## Work to be completed
Reproduce every line of the material below, but drop the pictures.

## Data shown
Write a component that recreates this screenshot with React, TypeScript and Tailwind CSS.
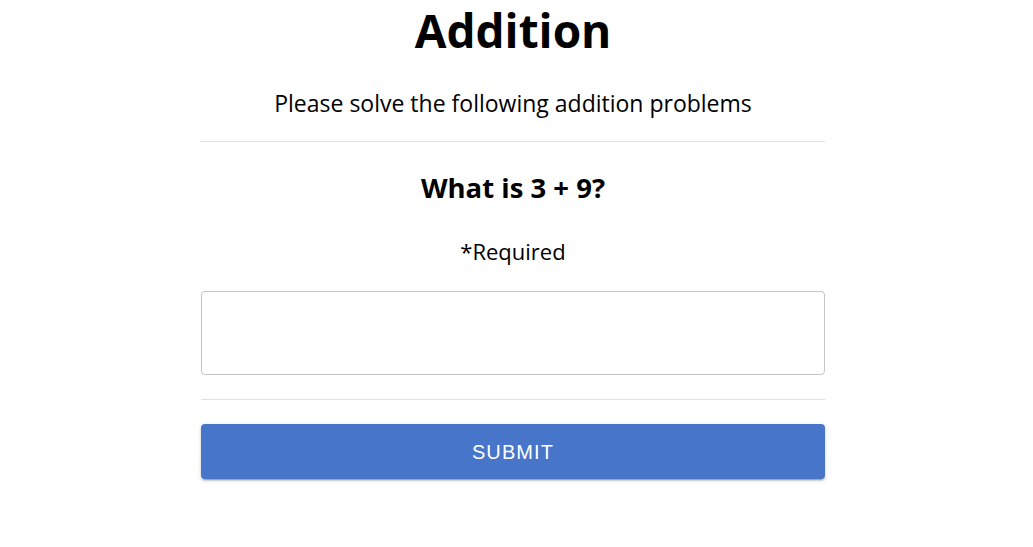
import React from "react";

export default function App() {
  return (
    <div className="min-h-[547px] bg-white pr-[7px] text-black" style={{ fontFamily: '"Open Sans", "Noto Sans", sans-serif' }}>
      <div className="mx-auto flex w-[624px] flex-col items-center">
        <h1 className="text-[46px] font-bold leading-[60px]">Addition</h1>
        <p className="mt-[27px] text-[23px] leading-[32px]">Please solve the following addition problems</p>
        <div className="mt-[22px] h-px w-full bg-[#e0e0e0]" />
        <h2 className="mt-[28px] text-[27.5px] font-bold leading-[36px]">What is 3 + 9?</h2>
        <p className="mt-[30px] text-[22px] leading-[30px]">*Required</p>
        <input
          type="text"
          className="mt-[25px] h-[84px] w-full rounded-[4px] border border-[#c4c4c4] px-3 outline-none"
        />
        <div className="mt-[24px] h-px w-full bg-[#e0e0e0]" />
        <button
          className="mt-[24px] h-[55px] w-full rounded-[4px] bg-[#4775c9] text-[20px] tracking-[1.1px] text-white shadow-[0_3px_1px_-2px_rgba(0,0,0,0.2),0_2px_2px_0_rgba(0,0,0,0.14),0_1px_5px_0_rgba(0,0,0,0.12)]"
          style={{ fontFamily: '"Liberation Sans", Arial, sans-serif' }}
        >
          SUBMIT
        </button>
      </div>
    </div>
  );
}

## Finished task
Write a component that recreates this screenshot with React, TypeScript and Tailwind CSS.
import React from "react";

export default function App() {
  return (
    <div className="min-h-[547px] bg-white pr-[7px] text-black" style={{ fontFamily: '"Open Sans", "Noto Sans", sans-serif' }}>
      <div className="mx-auto flex w-[624px] flex-col items-center">
        <h1 className="text-[46px] font-bold leading-[60px]">Addition</h1>
        <p className="mt-[27px] text-[23px] leading-[32px]">Please solve the following addition problems</p>
        <div className="mt-[22px] h-px w-full bg-[#e0e0e0]" />
        <h2 className="mt-[28px] text-[27.5px] font-bold leading-[36px]">What is 3 + 9?</h2>
        <p className="mt-[30px] text-[22px] leading-[30px]">*Required</p>
        <input
          type="text"
          className="mt-[25px] h-[84px] w-full rounded-[4px] border border-[#c4c4c4] px-3 outline-none"
        />
        <div className="mt-[24px] h-px w-full bg-[#e0e0e0]" />
        <button
          className="mt-[24px] h-[55px] w-full rounded-[4px] bg-[#4775c9] text-[20px] tracking-[1.1px] text-white shadow-[0_3px_1px_-2px_rgba(0,0,0,0.2),0_2px_2px_0_rgba(0,0,0,0.14),0_1px_5px_0_rgba(0,0,0,0.12)]"
          style={{ fontFamily: '"Liberation Sans", Arial, sans-serif' }}
        >
          SUBMIT
        </button>
      </div>
    </div>
  );
}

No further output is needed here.